Advancing Science Through Collaboration

NCATS Day 2018 working group members and panelists. (Daniel Soñé Photography)
Kristi Graves, Ph.D., is a clinical psychology researcher at Georgetown University who specializes in issues related to cancer. She has worked for 10 years with Nueva Vida, an organization that supports Latino families in the Washington, D.C., area who are affected by cancer. She emphasized the importance of collaborating with patients and their advocacy groups in designing study questions.
A few years into her collaboration with Nueva Vida, Graves received funding for a three-year project testing a series of workshops to help cancer patients and their caregivers improve their quality of life and coping skills.
“It was a highlight of my career,” Graves said. The ideas for the workshops came from Nueva Vida staff, and they and other community partners were involved in designing the sessions. For example, at one meeting, a partner asked if the study included questions on the financial burden of cancer. Adding that question produced compelling data.

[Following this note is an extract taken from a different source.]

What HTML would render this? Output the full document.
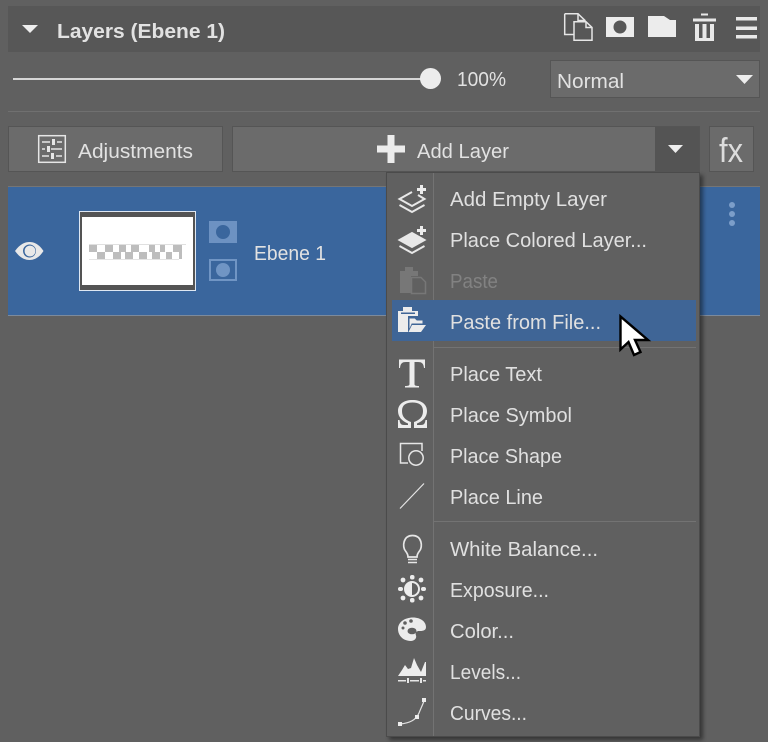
<!DOCTYPE html>
<html><head><meta charset="utf-8"><title>Layers</title>
<style>
html,body{margin:0;padding:0;width:768px;height:742px;overflow:hidden;background:#606060}
svg{display:block}
text{font-family:"Liberation Sans",sans-serif;fill:#e2e2e2;font-size:20px}
.m{fill:#e0e0e0}
</style></head><body>
<svg width="768" height="742" viewBox="0 0 768 742" xmlns="http://www.w3.org/2000/svg">
<defs><filter id="sh" x="-5%" y="-5%" width="115%" height="115%"><feDropShadow dx="3" dy="3" stdDeviation="2" flood-color="#000" flood-opacity=".45"/></filter></defs>
<rect width="768" height="742" fill="#606060"/>
<!-- header -->
<rect x="8" y="6" width="752" height="46" fill="#575757"/>
<path d="M22 25H38L30 33Z" fill="#eee"/>
<text x="57" y="38" font-weight="700" textLength="168" lengthAdjust="spacingAndGlyphs" style="font-size:20px">Layers (Ebene 1)</text>
<!-- header icons -->
<g fill="none" stroke="#e6e6e6" stroke-width="1.500">
<path d="M564.700 13.700H578L585 20.500V22M564.700 13.700V34.500H574"/>
<path d="M578 13.700V20.500H585"/>
<path d="M574 21.700H586L592 27.500V40.300H574Z"/>
<path d="M586 21.700V27.500H592"/>
</g>
<path fill-rule="evenodd" d="M606 17H634V37H606ZM620 20.500A6.500 6.500 0 1 0 620 33.500A6.500 6.500 0 1 0 620 20.500Z" fill="#ececec"/>
<path d="M648 16H664L670 20H676V37H648Z" fill="#ececec"/>
<g fill="#e8e8e8">
<rect x="693" y="18.500" width="23" height="3"/><rect x="701" y="13.500" width="7" height="2"/>
<path d="M695 24H714V41H695ZM699 24V38H702.500V24ZM706.500 24V38H710V24Z" fill-rule="evenodd"/>
<rect x="736" y="17" width="21" height="3.500"/><rect x="736" y="26.500" width="21" height="3.500"/><rect x="736" y="35" width="21" height="3.500"/>
</g>
<!-- slider -->
<rect x="13" y="78" width="412" height="2" fill="#d6d6d6"/>
<circle cx="430.500" cy="78.500" r="10.500" fill="#ececec"/>
<text x="457" y="86" textLength="49" lengthAdjust="spacingAndGlyphs">100%</text>
<rect x="550.500" y="60.500" width="209" height="37" fill="#6b6b6b" stroke="#555"/>
<text x="557" y="88" textLength="67" lengthAdjust="spacingAndGlyphs">Normal</text>
<path d="M736 75H753L744.500 84Z" fill="#eee"/>
<rect x="8" y="111" width="752" height="1" fill="#707070"/>
<!-- buttons -->
<rect x="8.500" y="126.500" width="214" height="45" fill="#6b6b6b" stroke="#555"/>
<g fill="none" stroke="#e6e6e6" stroke-width="1.500">
<rect x="38.700" y="135.700" width="26.600" height="26.600"/>
<path d="M42 142H50M57 142H62M42 149H45M51 149H62M42 156H49M56 156H62"/>
</g>
<g fill="#e6e6e6"><rect x="52" y="139" width="3" height="6"/><rect x="47" y="146" width="3" height="6"/><rect x="51" y="153" width="3" height="6"/></g>
<text x="78" y="158" textLength="115" lengthAdjust="spacingAndGlyphs">Adjustments</text>
<rect x="232.500" y="126.500" width="467" height="45" fill="#6b6b6b" stroke="#555"/>
<rect x="655" y="127" width="44" height="44" fill="#545454"/>
<path d="M668 145H683L675.500 153Z" fill="#eee"/>
<rect x="377" y="145.500" width="28" height="7" fill="#ececec"/><rect x="387.500" y="135" width="7" height="28" fill="#ececec"/>
<text x="417" y="158" textLength="92" lengthAdjust="spacingAndGlyphs">Add Layer</text>
<rect x="709.500" y="126.500" width="44" height="45" fill="#6b6b6b" stroke="#555"/>
<text x="719" y="162" textLength="24" lengthAdjust="spacingAndGlyphs" style="font-size:34px;fill:#dcdcdc">fx</text>
<!-- layer row -->
<rect x="8" y="186" width="752" height="1" fill="#757575"/>
<rect x="8" y="187" width="752" height="128" fill="#3a669d"/>
<rect x="8" y="315" width="752" height="1" fill="#7c8a9c"/>
<path fill-rule="evenodd" d="M15 251C20 244 25 242 29.500 242C34 242 39 244 43.500 251C39 258 34 260 29.500 260C25 260 20 258 15 251ZM29.500 244.500A6.500 6.500 0 1 0 29.500 257.500A6.500 6.500 0 1 0 29.500 244.500Z" fill="#e8e8e8"/>
<circle cx="30" cy="251" r="5.400" fill="#e8e8e8"/>
<rect x="79.500" y="211.500" width="116" height="79" fill="#545454" stroke="#dfe8f3"/>
<rect x="82" y="217" width="111" height="68" fill="#fff"/>
<g fill="#bdbdbd">
<rect x="89" y="245" width="8" height="7"/><rect x="97" y="252" width="8" height="7"/><rect x="105" y="245" width="8" height="7"/><rect x="113" y="252" width="8" height="7"/><rect x="119" y="245" width="7" height="7"/><rect x="131" y="245" width="8" height="7"/><rect x="125" y="252" width="8" height="7"/><rect x="139" y="252" width="8" height="7"/><rect x="149" y="245" width="6" height="7"/><rect x="152" y="252" width="8" height="7"/><rect x="160" y="245" width="5" height="7"/><rect x="166" y="252" width="6" height="7"/><rect x="173" y="245" width="9" height="7"/><rect x="179" y="252" width="3" height="7"/>
</g>
<rect x="89" y="244" width="97" height="1" fill="#e0e0e0"/><rect x="89" y="259" width="90" height="1" fill="#e4e4e4"/>
<path fill-rule="evenodd" d="M209 221H237V243H209ZM223 225A7 7 0 1 0 223 239A7 7 0 1 0 223 225Z" fill="#7095c4" opacity=".95"/>
<rect x="210" y="260" width="26" height="20" fill="none" stroke="#7095c4" stroke-width="2"/>
<circle cx="223" cy="270" r="7" fill="#7095c4"/>
<text x="254" y="260" textLength="72" lengthAdjust="spacingAndGlyphs">Ebene 1</text>
<g fill="#7c9ec9"><circle cx="732" cy="205" r="3"/><circle cx="732" cy="214" r="3"/><circle cx="732" cy="223" r="3"/></g>
<!-- menu -->
<rect x="386.500" y="172.500" width="313" height="564" fill="#606060" stroke="#4c4c4c" filter="url(#sh)"/>
<rect x="433" y="173" width="1" height="563" fill="#737373"/>
<rect x="392" y="300" width="304" height="41" fill="#3f6596"/>
<rect x="433" y="347" width="263" height="1" fill="#737373"/>
<rect x="433" y="521" width="263" height="1" fill="#737373"/>
<g class="items">
<text class="m" x="450" y="206" textLength="157" lengthAdjust="spacingAndGlyphs">Add Empty Layer</text>
<text class="m" x="450" y="247" textLength="197" lengthAdjust="spacingAndGlyphs">Place Colored Layer...</text>
<text x="450" y="288" textLength="48" lengthAdjust="spacingAndGlyphs" style="fill:#828282">Paste</text>
<text class="m" x="450" y="329" textLength="151" lengthAdjust="spacingAndGlyphs">Paste from File...</text>
<text class="m" x="450" y="381" textLength="92" lengthAdjust="spacingAndGlyphs">Place Text</text>
<text class="m" x="450" y="422" textLength="122" lengthAdjust="spacingAndGlyphs">Place Symbol</text>
<text class="m" x="450" y="463" textLength="112" lengthAdjust="spacingAndGlyphs">Place Shape</text>
<text class="m" x="450" y="504" textLength="93" lengthAdjust="spacingAndGlyphs">Place Line</text>
<text class="m" x="450" y="556" textLength="148" lengthAdjust="spacingAndGlyphs">White Balance...</text>
<text class="m" x="450" y="597" textLength="99" lengthAdjust="spacingAndGlyphs">Exposure...</text>
<text class="m" x="450" y="638" textLength="64" lengthAdjust="spacingAndGlyphs">Color...</text>
<text class="m" x="450" y="679" textLength="71" lengthAdjust="spacingAndGlyphs">Levels...</text>
<text class="m" x="450" y="720" textLength="77" lengthAdjust="spacingAndGlyphs">Curves...</text>
</g>
<!-- menu icons -->
<g fill="none" stroke="#e8e8e8" stroke-width="2">
<path d="M412 192L399.500 199L412 206L424.500 199L418 195"/>
<path d="M399.500 205L412 212L424.500 205"/>
<path d="M412 233L399.500 240L412 247L424.500 240L412 233Z" fill="#e8e8e8"/>
<path d="M399.500 246L412 253L424.500 246"/>
</g>
<g fill="#ececec"><rect x="417" y="188" width="9" height="3"/><rect x="420" y="185" width="3" height="9"/><rect x="417" y="229" width="9" height="3"/><rect x="420" y="226" width="3" height="9"/></g>
<g fill="#777">
<path d="M400 271H405V267H413V271H418V276H411V293H400Z"/>
</g>
<path d="M411.500 277.500H421L425.500 282V293.500H411.500Z" fill="#606060" stroke="#777" stroke-width="1.500"/>
<path d="M398 311H403V307H412V311H418V316H408V332H398Z" fill="#ececec"/>
<rect x="401" y="312.500" width="14" height="1.500" fill="#3f6596"/>
<path d="M409 318H415L417 320H423V324H412L409 331Z" fill="#ececec" stroke="#3f6596"/>
<path d="M412 325H426L421 332H408.500Z" fill="#ececec"/>
<!-- T -->
<path d="M399 368V359.500H425V368H424C423.500 363.500 422 362 418 362H414.500V384C414.500 385.500 415.500 386 419 386V387.500H405V386C408.500 386 409.500 385.500 409.500 384V362H406C402 362 400.500 363.500 400 368Z" fill="#ececec"/>
<!-- Omega -->
<path fill-rule="evenodd" d="M398 428V420H399.500C400 423.500 401 425 404 425H408V423.500C402 421 398 417 398 411C398 404 404 400 412.500 400C421 400 427 404 427 411C427 417 423 421 417 423.500V425H421C424 425 425 423.500 425.500 420H427V428H414V422C419.500 420 423 417 423 411C423 405 419 402.500 412.500 402.500C406 402.500 402 405 402 411C402 417 405.500 420 411 422V428Z" fill="#ececec"/>
<!-- shape -->
<g fill="none" stroke="#e6e6e6" stroke-width="1.500">
<path d="M408 463H400.500V443.500H422V451"/>
<circle cx="416" cy="458" r="7.200"/>
<path d="M400 508.500L424 483.500" stroke-width="1.200"/>
<path d="M405.500 551C402 547 403 535.500 412.500 535.500C422 535.500 423 547 419.500 551C417.500 553.500 417 555 417 557H408C408 555 407.500 553.500 405.500 551Z" stroke-width="1.700"/>
<path d="M408 559.500H417M408 562.500H417" stroke-width="1.500"/>
</g>
<!-- sun -->
<g fill="#ececec">
<path fill-rule="evenodd" d="M412 581A8 8 0 1 0 412 597A8 8 0 1 0 412 581ZM412 583V595A6 6 0 0 0 412 583Z"/>
<rect x="410" y="575" width="4.500" height="4.500" rx="2"/><rect x="410" y="598" width="4.500" height="4.500" rx="2"/>
<rect x="398" y="587" width="5" height="4" rx="2"/><rect x="421" y="587" width="5" height="4" rx="2"/>
<circle cx="403" cy="580" r="2.400"/><circle cx="421" cy="580" r="2.400"/><circle cx="403" cy="598" r="2.400"/><circle cx="421" cy="598" r="2.400"/>
</g>
<!-- palette -->
<path fill-rule="evenodd" d="M413 617.500C421 617.500 426 622 426 627C426 631 422 631 419 631C416 631 415 633 416 635.500C417 638.500 414 641 411 641C403 641 398 635.500 398 629C398 622 405 617.500 413 617.500Z" fill="#ececec"/>
<g fill="#606060"><circle cx="405" cy="623" r="1.800"/><circle cx="411" cy="621" r="1.800"/><circle cx="403" cy="628" r="1.500"/><ellipse cx="412" cy="631" rx="4.500" ry="3.300"/></g>
<!-- levels -->
<path d="M398 676L402 670L405 665L408 669L411 668L414 658L417 665L421 672L425 662H426V676Z" fill="#ececec"/>
<g fill="#e6e6e6"><rect x="398" y="680" width="8" height="1.500"/><rect x="410" y="680" width="9" height="1.500"/><rect x="423" y="680" width="3" height="1.500"/><rect x="407" y="678" width="2" height="5"/><rect x="420" y="678" width="2" height="5"/></g>
<!-- curves -->
<path d="M400 724C410 723 416 720 419 713C421 708 423 704 424 701" fill="none" stroke="#e0e0e0" stroke-width="1.200"/>
<g fill="#ececec"><rect x="398" y="722" width="4" height="4"/><rect x="415" y="715" width="4" height="4"/><rect x="422" y="698" width="4" height="4"/></g>
<!-- cursor -->
<path d="M620.500 316.500V349.500L628.500 342L634 355L640.500 352L635 340H648Z" fill="#fff" stroke="#000" stroke-width="2.400" stroke-linejoin="miter"/>
</svg>
</body></html>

The project came about in the first place because of Nueva Vida, Graves explained. Nueva Vida’s executive director called to tell her about a new organization that was funding research on community-focused science. Graves and her colleagues rushed to put together an ultimately successful proposal.
Peter Grayson, M.D., M.Sc., head of the Vasculitis Translational Research Program at the National Institute of Arthritis and Musculoskeletal and Skin Diseases (NIAMS), said the Vasculitis Foundation, a patient advocacy group, was critical to his early career success. The foundation helped promote him to the research and patient communities. The resulting interactions have helped him define his study questions and better understand that scientists and patients often have very different perspectives on what is most important.
“For example, keeping patients off dialysis is important, but more important to them is finding ways to deal with fatigue, because that’s their daily experience,” he said.
NCATS Director Christopher P. Austin, M.D., carried this theme of collaboration through his concluding remarks for NCATS Day 2018, reflecting on the importance of partnership for scientific progress.
“The history of science shows that insights from the community — the medical community as well as the patient community — have led to many scientific insights that have public health significance,” he said. “At NCATS, we feel strongly that the only way to be sure we know what we’re doing is to ask people and involve them in the work from the very beginning.”